Элегии родины

Латиф и отец закончили медицинскую школу на два года раньше матери и попали в число первых, набранных американскими больницами в Штатах в рамках новой программы, предлагавшей молодым иностранным врачам визу, работу, билеты на самолет и квартиры. Отец нашел место в кардиологии в Нью-Йорке, а Латиф оказался резидентом отделения внутренних болезней недалеко от Трентона. (К тому времени Латиф был женат на Анджум, светловолосой троюродной сестре, с которой он вместе рос и о которой всегда знал, что они предназначены друг другу в супруги. Отец и мать тоже поженились, но она не поехала к нему в Америку, пока не получила диплом). Трентон был достаточно близко, чтобы отец иногда приезжал поесть с друзьями бирьяни в ностальгический уикенд, но достаточно далеко, чтобы он без лишних глаз и помех мог жить своей новой американской жизнью.

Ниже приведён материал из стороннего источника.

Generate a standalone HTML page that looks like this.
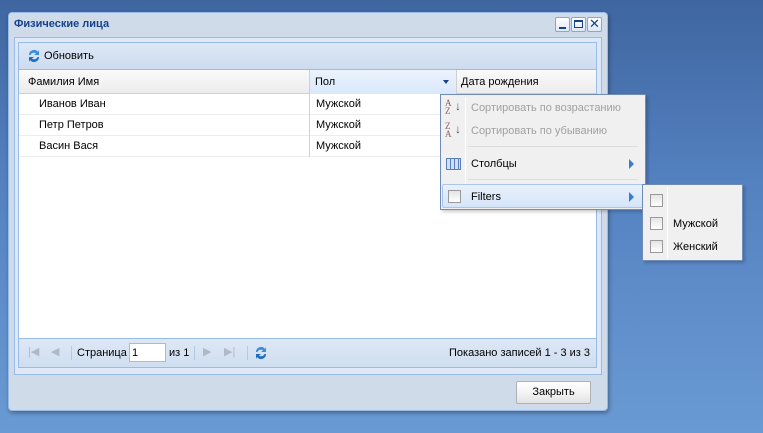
<!DOCTYPE html>
<html><head><meta charset="utf-8"><style>
*{box-sizing:border-box;margin:0;padding:0}
body{width:763px;height:433px;overflow:hidden;position:relative;background:linear-gradient(180deg,#3f66a0 0%,#5583c2 45%,#6a9ad3 100%);font-family:"Liberation Sans",sans-serif;font-size:11px;color:#000}
.abs{position:absolute}
.win{left:8px;top:12px;width:600px;height:399px;background:#cfdbe8;border:1px solid #99bbe8;border-radius:4px;box-shadow:1px 2px 4px rgba(0,0,0,.35)}
.title{left:14px;top:18px;font-weight:bold;color:#15428b;font-size:11px}
.tb{width:15px;height:15px;top:17px;border:1px solid #8ab;border-radius:2px;background:linear-gradient(#fff,#dde8f5)}
.body{left:14px;top:37px;width:588px;height:338px;background:#dfe8f6;border:1px solid #99bbe8}
.panel{left:18px;top:42px;width:579px;height:326px;background:#fff;border:1px solid #99bbe8}
.toolbar{left:19px;top:43px;width:577px;height:27px;background:linear-gradient(#dde8f6,#cddcef);border-bottom:1px solid #99bbe8}
.hdr{left:19px;top:70px;width:577px;height:24px;background:linear-gradient(#fafafa,#ececec);border-bottom:1px solid #d0d0d0}
.row{left:19px;width:577px;height:21px;border-bottom:1px solid #ededed}
.cell{position:absolute;top:4px}
.vl{position:absolute;top:0;width:1px;height:21px;background:#d0d0d0}
.page{left:19px;top:338px;width:577px;height:29px;background:linear-gradient(#dde8f6,#cfdef0);border-top:1px solid #99bbe8}
.menu{left:440px;top:94px;width:206px;height:116px;background:#f0f0f0;border:1px solid #718bb7;box-shadow:2px 2px 3px rgba(0,0,0,.2)}
.sub{left:642px;top:184px;width:101px;height:77px;background:#f0f0f0;border:1px solid #718bb7;box-shadow:2px 2px 3px rgba(0,0,0,.2)}
.cb{position:absolute;width:13px;height:13px;border:1px solid #999;background:linear-gradient(#e4e4e4,#fff)}
.gray{color:#a0a0a0}
.arr{position:absolute;width:0;height:0;border-left:5px solid #3a7ad0;border-top:5px solid transparent;border-bottom:5px solid transparent}
.sep{position:absolute;width:1px;height:14px;background:#b5c8e0}
</style></head><body>
<div class="abs win"></div>
<div class="abs title">Физические лица</div>
<div class="abs tb" style="left:555px"><div class="abs" style="left:3px;top:9px;width:7px;height:2px;background:#15428b"></div></div>
<div class="abs tb" style="left:571px"><div class="abs" style="left:2px;top:2px;width:9px;height:8px;border:1px solid #15428b;border-top-width:2px"></div></div>
<div class="abs tb" style="left:587px;font-size:13px;line-height:12px;text-align:center;color:#15428b">✕</div>
<div class="abs body"></div>
<div class="abs panel"></div>
<div class="abs toolbar"></div>
<svg class="abs" style="left:26px;top:48px" width="16" height="16" viewBox="0 0 16 16"><path d="M3 7a5 5 0 0 1 9-3l1-2v5H8l2-1.5A3.5 3.5 0 0 0 4.5 7z" fill="#3a8ee0"/><path d="M13 9a5 5 0 0 1-9 3l-1 2V9h5l-2 1.5A3.5 3.5 0 0 0 11.5 9z" fill="#1f6fc0"/></svg>
<div class="abs" style="left:44px;top:50px">Обновить</div>
<div class="abs hdr">
 <div class="cell" style="left:9px;top:6px">Фамилия Имя</div>
 <div class="abs" style="left:290px;top:0;width:1px;height:24px;background:#d0d0d0"></div>
 <div class="abs" style="left:291px;top:0;width:147px;height:24px;background:linear-gradient(#ebf3fd,#d9e8fb)"></div>
 <div class="cell" style="left:296px;top:6px">Пол</div>
 <div class="abs" style="left:424px;top:10px;border-top:4px solid #15428b;border-left:3.5px solid transparent;border-right:3.5px solid transparent"></div>
 <div class="abs" style="left:437px;top:0;width:1px;height:24px;background:#d0d0d0"></div>
 <div class="cell" style="left:442px;top:6px">Дата рождения</div>
</div>
<div class="abs row" style="top:94px"><div class="cell" style="left:20px">Иванов Иван</div><div class="vl" style="left:290px"></div><div class="cell" style="left:297px">Мужской</div></div>
<div class="abs row" style="top:115px"><div class="cell" style="left:20px">Петр Петров</div><div class="vl" style="left:290px"></div><div class="cell" style="left:297px">Мужской</div></div>
<div class="abs row" style="top:136px"><div class="cell" style="left:20px">Васин Вася</div><div class="vl" style="left:290px"></div><div class="cell" style="left:297px">Мужской</div></div>
<div class="abs page">
 <div class="abs gray" style="left:9px;top:6px;font-size:11px;color:#b0b8c4">|◀</div>
 <div class="abs" style="left:32px;top:6px;color:#b0b8c4">◀</div>
 <div class="sep" style="left:52px;top:7px"></div>
 <div class="abs" style="left:58px;top:8px">Страница</div>
 <div class="abs" style="left:110px;top:4px;width:37px;height:19px;background:#fff;border:1px solid #b5b8c8;padding:3px 2px">1</div>
 <div class="abs" style="left:150px;top:8px">из 1</div>
 <div class="sep" style="left:175px;top:7px"></div>
 <div class="abs" style="left:184px;top:6px;color:#b0b8c4">▶</div>
 <div class="abs" style="left:205px;top:6px;color:#b0b8c4">▶|</div>
 <div class="sep" style="left:228px;top:7px"></div>
 <svg class="abs" style="left:234px;top:6px" width="16" height="16" viewBox="0 0 16 16"><path d="M3 7a5 5 0 0 1 9-3l1-2v5H8l2-1.5A3.5 3.5 0 0 0 4.5 7z" fill="#3a8ee0"/><path d="M13 9a5 5 0 0 1-9 3l-1 2V9h5l-2 1.5A3.5 3.5 0 0 0 11.5 9z" fill="#1f6fc0"/></svg>
 <div class="abs" style="right:6px;top:8px">Показано записей 1 - 3 из 3</div>
</div>
<div class="abs" style="left:516px;top:381px;width:75px;height:23px;border:1px solid #b0b0b0;border-radius:2px;background:linear-gradient(#fff 0%,#f4f4f4 50%,#e2e2e2 100%);text-align:center;line-height:21px">Закрыть</div>

<div class="abs menu">
 <div class="abs" style="left:24px;top:2px;width:1px;height:110px;background:#e0e0e0;border-right:1px solid #fff"></div>
 <div class="abs" style="left:4px;top:4px;font-family:'Liberation Serif',serif;font-size:9px;line-height:8px;color:#8a6060">A<br>Z</div><div class="abs" style="left:14px;top:4px;color:#555;font-size:12px">↓</div>
 <div class="abs gray" style="left:30px;top:7px">Сортировать по возрастанию</div>
 <div class="abs" style="left:4px;top:27px;font-family:'Liberation Serif',serif;font-size:9px;line-height:8px;color:#8a6060">Z<br>A</div><div class="abs" style="left:14px;top:27px;color:#555;font-size:12px">↓</div>
 <div class="abs gray" style="left:30px;top:30px">Сортировать по убыванию</div>
 <div class="abs" style="left:27px;top:51px;width:170px;height:1px;background:#ddd"></div>
 <div class="abs" style="left:5px;top:63px;width:15px;height:12px;border:1px solid #5a7fb8;background:repeating-linear-gradient(90deg,#cfe0f5 0 3px,#5a7fb8 3px 4px)"></div>
 <div class="abs" style="left:30px;top:63px">Столбцы</div>
 <div class="arr" style="left:188px;top:64px"></div>
 <div class="abs" style="left:27px;top:84px;width:170px;height:1px;background:#ddd"></div>
 <div class="abs" style="left:1px;top:89px;width:202px;height:24px;background:linear-gradient(#e8f1fc,#d5e5f9);border:1px solid #a8c6ee;border-radius:2px"></div>
 <div class="cb" style="left:7px;top:95px"></div>
 <div class="abs" style="left:30px;top:96px">Filters</div>
 <div class="arr" style="left:188px;top:97px"></div>
</div>
<div class="abs sub">
 <div class="abs" style="left:24px;top:2px;width:1px;height:71px;background:#e0e0e0;border-right:1px solid #fff"></div>
 <div class="cb" style="left:7px;top:9px"></div>
 <div class="cb" style="left:7px;top:32px"></div><div class="abs" style="left:30px;top:33px">Мужской</div>
 <div class="cb" style="left:7px;top:55px"></div><div class="abs" style="left:30px;top:56px">Женский</div>
</div>
</body></html>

Латиф был религиозен – и отец не хотел, чтобы тот знал, какое удовольствие он получает от виски и карт. Это не значит, что Латиф был из тех, кто клеймит других за недостаток веры, – по крайней мере, в Пакистане он таким не был. Но здесь его тревожило, когда он видел, как его соученики слишком глубоко перенимают американский стиль жизни. “Помни британцев”, повторял Латиф. Они жили среди нас столетиями, но никогда слишком не сближались. Они аккуратно сохраняли свое. Этому уроку стоит следовать, говорил Латиф, чтобы не забыть, кто мы такие и откуда на самом деле сюда пришли.